The Congress then elects from out of this Committee a small Executive Committee of six. Finally the Congress elects a Chairman of the Executive Committee, who is also the President of the Congress, and the Head of the whole Organization. Dr. Theodor Herzl was the first Head until his death in 1904. He was succeeded by David Wolffsohn, whose powers theoretically devolved upon the Inner Actions Committee but were in fact exercised by Dr. Haim Weizmann, a Professor of Science in the Victoria University, Manchester, who possessed great tact and force of character. The head-quarters of the organization were originally Vienna, where Dr. Herzl lived, later Cologne, then Berlin, and, since the war, Copenhagen, New York, and London. The aim of the movement has been to move the head-quarters to Palestine as soon as conditions permit, because no other country can be more than an accidental and temporary head-quarters. The most convenient centre for the majority of Zionists would be in Russia, for, though the fame of the Organization is West European, its lifeblood and strongest membership consists of Russian Jews. Berlin was only chosen because of its proximity to Russian Jewry.
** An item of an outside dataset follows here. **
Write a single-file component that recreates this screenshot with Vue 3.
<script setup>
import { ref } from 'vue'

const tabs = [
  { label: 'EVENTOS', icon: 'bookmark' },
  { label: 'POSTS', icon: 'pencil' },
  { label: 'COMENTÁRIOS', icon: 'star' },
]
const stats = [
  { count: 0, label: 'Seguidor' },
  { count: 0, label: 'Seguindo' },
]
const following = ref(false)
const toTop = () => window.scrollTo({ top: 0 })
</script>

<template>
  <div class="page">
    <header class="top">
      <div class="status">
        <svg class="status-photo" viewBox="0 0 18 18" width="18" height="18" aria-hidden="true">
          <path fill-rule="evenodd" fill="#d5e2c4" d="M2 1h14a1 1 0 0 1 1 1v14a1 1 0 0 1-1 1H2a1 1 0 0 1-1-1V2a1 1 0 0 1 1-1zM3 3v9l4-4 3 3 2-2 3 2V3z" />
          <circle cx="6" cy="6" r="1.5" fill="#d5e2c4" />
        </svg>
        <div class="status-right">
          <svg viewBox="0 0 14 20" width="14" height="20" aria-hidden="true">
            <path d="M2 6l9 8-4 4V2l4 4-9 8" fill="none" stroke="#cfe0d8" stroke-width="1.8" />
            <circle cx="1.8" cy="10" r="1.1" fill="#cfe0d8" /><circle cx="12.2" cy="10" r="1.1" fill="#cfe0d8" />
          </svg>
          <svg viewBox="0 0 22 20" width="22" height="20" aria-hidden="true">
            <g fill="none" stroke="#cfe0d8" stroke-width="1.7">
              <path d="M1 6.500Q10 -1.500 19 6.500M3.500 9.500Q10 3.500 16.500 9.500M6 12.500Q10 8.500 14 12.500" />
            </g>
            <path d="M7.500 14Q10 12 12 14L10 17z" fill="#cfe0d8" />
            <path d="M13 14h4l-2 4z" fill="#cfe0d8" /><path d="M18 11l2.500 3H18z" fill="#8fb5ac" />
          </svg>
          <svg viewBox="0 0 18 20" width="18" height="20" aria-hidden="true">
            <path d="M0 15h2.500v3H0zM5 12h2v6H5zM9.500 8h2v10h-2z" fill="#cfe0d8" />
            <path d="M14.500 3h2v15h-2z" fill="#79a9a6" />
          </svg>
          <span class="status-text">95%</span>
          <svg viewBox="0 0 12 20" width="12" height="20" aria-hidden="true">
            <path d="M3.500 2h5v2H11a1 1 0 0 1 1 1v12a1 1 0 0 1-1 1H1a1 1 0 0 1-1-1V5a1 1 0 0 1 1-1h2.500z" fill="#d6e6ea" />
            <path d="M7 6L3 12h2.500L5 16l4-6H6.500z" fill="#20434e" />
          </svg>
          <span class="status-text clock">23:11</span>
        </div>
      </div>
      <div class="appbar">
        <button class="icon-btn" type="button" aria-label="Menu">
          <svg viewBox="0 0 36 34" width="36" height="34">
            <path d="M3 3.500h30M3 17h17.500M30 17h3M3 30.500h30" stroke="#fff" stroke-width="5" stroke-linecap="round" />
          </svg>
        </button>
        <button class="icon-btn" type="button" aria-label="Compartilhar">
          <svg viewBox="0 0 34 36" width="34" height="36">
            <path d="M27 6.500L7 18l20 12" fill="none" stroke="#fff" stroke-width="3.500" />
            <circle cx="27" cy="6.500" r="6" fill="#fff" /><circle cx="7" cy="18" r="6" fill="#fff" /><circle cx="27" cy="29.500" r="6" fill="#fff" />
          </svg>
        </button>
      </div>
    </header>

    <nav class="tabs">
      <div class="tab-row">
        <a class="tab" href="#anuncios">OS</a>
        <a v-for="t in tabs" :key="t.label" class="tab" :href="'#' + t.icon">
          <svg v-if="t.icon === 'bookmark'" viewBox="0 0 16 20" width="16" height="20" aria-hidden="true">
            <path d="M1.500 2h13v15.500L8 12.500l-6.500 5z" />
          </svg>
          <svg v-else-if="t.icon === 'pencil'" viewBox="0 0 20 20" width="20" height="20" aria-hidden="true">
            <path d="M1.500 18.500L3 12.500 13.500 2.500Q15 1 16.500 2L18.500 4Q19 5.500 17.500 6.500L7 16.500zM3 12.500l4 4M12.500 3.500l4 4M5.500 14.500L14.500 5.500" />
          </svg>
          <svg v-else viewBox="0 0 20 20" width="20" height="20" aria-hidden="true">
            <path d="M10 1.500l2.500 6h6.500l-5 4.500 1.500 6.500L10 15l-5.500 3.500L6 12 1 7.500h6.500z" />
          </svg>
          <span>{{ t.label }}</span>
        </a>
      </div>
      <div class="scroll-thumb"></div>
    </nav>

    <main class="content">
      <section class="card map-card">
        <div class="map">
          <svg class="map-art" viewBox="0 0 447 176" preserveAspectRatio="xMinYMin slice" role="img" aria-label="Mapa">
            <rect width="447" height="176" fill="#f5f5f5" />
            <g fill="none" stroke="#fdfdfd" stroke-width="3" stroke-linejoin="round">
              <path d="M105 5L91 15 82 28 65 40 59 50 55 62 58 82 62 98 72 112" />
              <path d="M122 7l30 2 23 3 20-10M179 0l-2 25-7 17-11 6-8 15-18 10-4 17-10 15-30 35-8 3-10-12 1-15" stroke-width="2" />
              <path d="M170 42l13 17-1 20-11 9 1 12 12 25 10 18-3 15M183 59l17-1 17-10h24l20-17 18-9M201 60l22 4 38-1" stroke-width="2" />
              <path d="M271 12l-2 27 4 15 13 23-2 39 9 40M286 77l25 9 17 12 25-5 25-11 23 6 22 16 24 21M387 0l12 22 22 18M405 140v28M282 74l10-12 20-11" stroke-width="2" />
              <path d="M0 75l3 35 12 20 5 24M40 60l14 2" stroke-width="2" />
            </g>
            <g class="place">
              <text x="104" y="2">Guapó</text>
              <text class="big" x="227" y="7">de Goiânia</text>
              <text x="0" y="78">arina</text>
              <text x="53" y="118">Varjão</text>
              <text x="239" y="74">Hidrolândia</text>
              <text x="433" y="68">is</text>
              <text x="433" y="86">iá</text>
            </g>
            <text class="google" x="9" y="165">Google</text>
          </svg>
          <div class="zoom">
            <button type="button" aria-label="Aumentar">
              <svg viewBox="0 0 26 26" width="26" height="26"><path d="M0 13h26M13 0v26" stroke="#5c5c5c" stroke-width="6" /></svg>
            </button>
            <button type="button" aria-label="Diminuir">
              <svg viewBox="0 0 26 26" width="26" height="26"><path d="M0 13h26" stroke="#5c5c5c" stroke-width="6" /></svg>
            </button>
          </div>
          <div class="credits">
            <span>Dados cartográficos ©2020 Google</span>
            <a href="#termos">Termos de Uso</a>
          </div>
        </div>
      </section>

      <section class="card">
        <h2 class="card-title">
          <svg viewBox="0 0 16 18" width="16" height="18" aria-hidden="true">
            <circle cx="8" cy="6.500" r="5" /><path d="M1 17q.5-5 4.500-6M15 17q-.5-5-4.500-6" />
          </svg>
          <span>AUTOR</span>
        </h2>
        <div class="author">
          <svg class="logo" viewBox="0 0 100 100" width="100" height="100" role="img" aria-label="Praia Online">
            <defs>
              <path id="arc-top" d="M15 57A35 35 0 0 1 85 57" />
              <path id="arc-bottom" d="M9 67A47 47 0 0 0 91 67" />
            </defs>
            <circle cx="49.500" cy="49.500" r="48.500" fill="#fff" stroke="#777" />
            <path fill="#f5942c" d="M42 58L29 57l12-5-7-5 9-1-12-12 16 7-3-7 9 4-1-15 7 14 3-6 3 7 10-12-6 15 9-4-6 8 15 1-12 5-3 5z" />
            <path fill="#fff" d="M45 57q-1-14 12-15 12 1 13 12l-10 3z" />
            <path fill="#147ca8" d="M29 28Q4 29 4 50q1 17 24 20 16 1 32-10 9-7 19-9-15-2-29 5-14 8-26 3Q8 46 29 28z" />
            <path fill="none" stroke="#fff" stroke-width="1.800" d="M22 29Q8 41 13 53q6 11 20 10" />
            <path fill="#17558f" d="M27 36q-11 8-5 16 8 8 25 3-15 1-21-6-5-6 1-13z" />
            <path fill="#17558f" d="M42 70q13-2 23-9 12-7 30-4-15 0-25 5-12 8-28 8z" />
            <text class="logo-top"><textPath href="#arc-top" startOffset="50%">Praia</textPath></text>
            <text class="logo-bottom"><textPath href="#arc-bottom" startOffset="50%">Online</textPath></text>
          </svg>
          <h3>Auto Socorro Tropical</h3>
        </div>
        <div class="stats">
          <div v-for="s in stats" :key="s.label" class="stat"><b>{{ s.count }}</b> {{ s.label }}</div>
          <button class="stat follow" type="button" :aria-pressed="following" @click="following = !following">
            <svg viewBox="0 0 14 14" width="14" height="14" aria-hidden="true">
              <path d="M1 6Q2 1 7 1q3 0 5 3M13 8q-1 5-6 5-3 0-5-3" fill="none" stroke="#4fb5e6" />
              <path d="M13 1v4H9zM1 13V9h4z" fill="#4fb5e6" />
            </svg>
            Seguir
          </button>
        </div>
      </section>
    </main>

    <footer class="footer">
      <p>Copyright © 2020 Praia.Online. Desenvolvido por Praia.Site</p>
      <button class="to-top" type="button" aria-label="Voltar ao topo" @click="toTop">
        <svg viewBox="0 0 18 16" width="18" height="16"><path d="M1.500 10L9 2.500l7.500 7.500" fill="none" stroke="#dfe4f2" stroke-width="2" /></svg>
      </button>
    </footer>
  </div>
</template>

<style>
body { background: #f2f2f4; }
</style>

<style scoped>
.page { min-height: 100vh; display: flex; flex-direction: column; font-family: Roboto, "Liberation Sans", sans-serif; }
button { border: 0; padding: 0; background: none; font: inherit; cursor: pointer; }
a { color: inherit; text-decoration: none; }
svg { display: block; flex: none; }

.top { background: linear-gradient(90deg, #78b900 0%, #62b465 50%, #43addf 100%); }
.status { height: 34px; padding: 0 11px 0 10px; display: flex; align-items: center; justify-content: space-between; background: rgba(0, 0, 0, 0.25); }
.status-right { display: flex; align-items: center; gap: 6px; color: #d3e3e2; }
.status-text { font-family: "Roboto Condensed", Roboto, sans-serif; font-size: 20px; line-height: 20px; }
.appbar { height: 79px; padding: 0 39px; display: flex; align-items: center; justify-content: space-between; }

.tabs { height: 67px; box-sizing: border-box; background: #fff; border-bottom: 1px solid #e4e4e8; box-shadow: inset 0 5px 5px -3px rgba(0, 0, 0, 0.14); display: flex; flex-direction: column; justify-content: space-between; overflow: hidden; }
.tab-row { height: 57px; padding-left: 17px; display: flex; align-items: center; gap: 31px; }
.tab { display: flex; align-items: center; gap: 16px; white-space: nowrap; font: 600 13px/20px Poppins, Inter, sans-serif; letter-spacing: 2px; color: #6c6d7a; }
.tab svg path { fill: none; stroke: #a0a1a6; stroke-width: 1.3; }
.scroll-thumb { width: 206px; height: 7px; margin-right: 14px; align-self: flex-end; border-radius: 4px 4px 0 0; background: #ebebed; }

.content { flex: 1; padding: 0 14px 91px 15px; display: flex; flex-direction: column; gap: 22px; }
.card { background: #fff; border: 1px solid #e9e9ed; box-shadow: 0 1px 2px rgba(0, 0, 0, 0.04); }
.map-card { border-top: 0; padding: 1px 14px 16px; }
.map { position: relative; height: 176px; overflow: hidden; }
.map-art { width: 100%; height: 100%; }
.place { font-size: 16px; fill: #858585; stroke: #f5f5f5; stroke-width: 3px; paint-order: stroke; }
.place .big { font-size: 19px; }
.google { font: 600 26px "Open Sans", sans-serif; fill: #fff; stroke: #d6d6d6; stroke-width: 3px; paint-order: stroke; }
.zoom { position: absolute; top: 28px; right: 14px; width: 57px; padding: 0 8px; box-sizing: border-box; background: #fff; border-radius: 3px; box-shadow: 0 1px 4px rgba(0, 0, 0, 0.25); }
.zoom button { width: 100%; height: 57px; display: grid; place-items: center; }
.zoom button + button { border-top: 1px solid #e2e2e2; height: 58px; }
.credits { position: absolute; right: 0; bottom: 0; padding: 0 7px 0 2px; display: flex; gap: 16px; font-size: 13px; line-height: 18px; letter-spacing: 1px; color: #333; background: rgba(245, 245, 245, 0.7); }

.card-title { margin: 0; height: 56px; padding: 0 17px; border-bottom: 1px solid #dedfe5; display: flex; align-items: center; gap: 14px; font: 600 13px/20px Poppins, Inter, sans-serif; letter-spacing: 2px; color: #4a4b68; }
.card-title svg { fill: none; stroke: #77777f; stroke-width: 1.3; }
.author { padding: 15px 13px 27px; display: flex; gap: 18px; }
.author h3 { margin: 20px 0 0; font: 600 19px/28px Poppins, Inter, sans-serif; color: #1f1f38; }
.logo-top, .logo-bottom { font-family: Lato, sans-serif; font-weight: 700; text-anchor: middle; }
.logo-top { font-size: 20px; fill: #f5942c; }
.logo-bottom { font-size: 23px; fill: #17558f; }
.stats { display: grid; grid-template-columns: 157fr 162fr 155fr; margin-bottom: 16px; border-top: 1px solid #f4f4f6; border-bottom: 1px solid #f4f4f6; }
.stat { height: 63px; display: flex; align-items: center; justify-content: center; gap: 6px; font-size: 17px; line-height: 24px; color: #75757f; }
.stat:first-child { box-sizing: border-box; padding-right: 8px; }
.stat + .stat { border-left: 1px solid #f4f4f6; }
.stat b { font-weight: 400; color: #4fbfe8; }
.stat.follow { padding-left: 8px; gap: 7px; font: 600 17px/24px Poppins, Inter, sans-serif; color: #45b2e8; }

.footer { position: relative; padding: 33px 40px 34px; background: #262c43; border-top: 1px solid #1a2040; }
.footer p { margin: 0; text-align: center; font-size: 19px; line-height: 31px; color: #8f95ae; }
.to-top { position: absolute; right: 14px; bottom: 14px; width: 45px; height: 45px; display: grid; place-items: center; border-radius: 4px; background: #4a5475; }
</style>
The Congresses would also have been held in Russia, if the situation of Russian Jewry had been better, and public meetings had not been forbidden by law.

The adherents of the movement are formed into Societies, which in each country are nominally controlled by a local Zionist Federation, or a Zionist Separate Union, consisting of not less than 3,000 members. These Federations and Separate Unions are responsible to head-quarters for administrative work, e. g. distribution and collection of the shekels, arrangement of elections. reception of leaders and arrangement of propaganda tours, and publication of Zionist literature in the language of the country. Among the more important Separate Unions are the 'Mizrahi', strictly observant Zionists, the 'Poáli Zion', who are Socialists as well as Zionists, and two bodies of Zionist working men united in friendly and benefit societies the Order of Ancient Maccabeans in England and the Order of Knights of Zion in America.

This Organization has been in existence since the first Congress in 1897, and many improvements have been effected at later Congresses. As a form for the general body of Zionist workers it is excellent, but its extent has never fulfilled the hopes or expectations of its founder Herzl. He tried to bind together the whole of Jewry in the Organization, but unfortunately Jewry was, and still is, to a large extent only nominally one people. The fragments in the different countries still consider themselves more or less independent of all other fragments. English Jews, speaking generally, are more English than Jews, and refuse to become members of any other semi-political organization. They have their votes as British citizens. Their 'Jewishness' can find sufficient scope in a limited religious observance, and they cannot see any reason to become adherents of the Zionist Organization.[1]

Apart from the active group of Zionist leaders who carry on the Herzl tradition and the Basle programme of practical politics. the 'Mizrahists' represent the religious element in Zionism as opposed to the secularist and Socialist 'Poáli Zion'. Nearly all the Zionists of Holland, all the Russian Rabbis, probably a majority of the Russian Zionists, and many of those of Germany (especially Frankfurt) belong to the former group. The latter, or the 'pig and plough' Zionists, are agricultural, scientific, non-religious, perhaps anti-religious. Their chief adherents are the students and radicals, the intellectuals of the United States as well as Russia. The most forceful and energetic Zionist leaders belong to them. The long duration of the war and the vast upheavals of the Jewish populations of Eastern Europe have made it difficult to estimate the relative strength of the two parties. Probably the majority rests with the secularists: but, merely on grounds of policy, they would be badly advised ostentatiously to eliminate religion. It is said that a father of a boy at the Jaffa gymnasium, who asked the authorities to see to it that he was confirmed, was met with a blank refusal on the ground that they had nothing to do with religious matters. The Commission recently sent out to Palestine under the auspices of the British Government contained no member of the Mizrahi party. A Jewish Palestine without Judaism is unthinkable; and it cannot be denied that many, perhaps desirable, adherents to the cause, have been frightened away because of its lack of spirituality.


  1. See Zionism: its Organization. and Institutions, by S. Landman. (London. 1915.)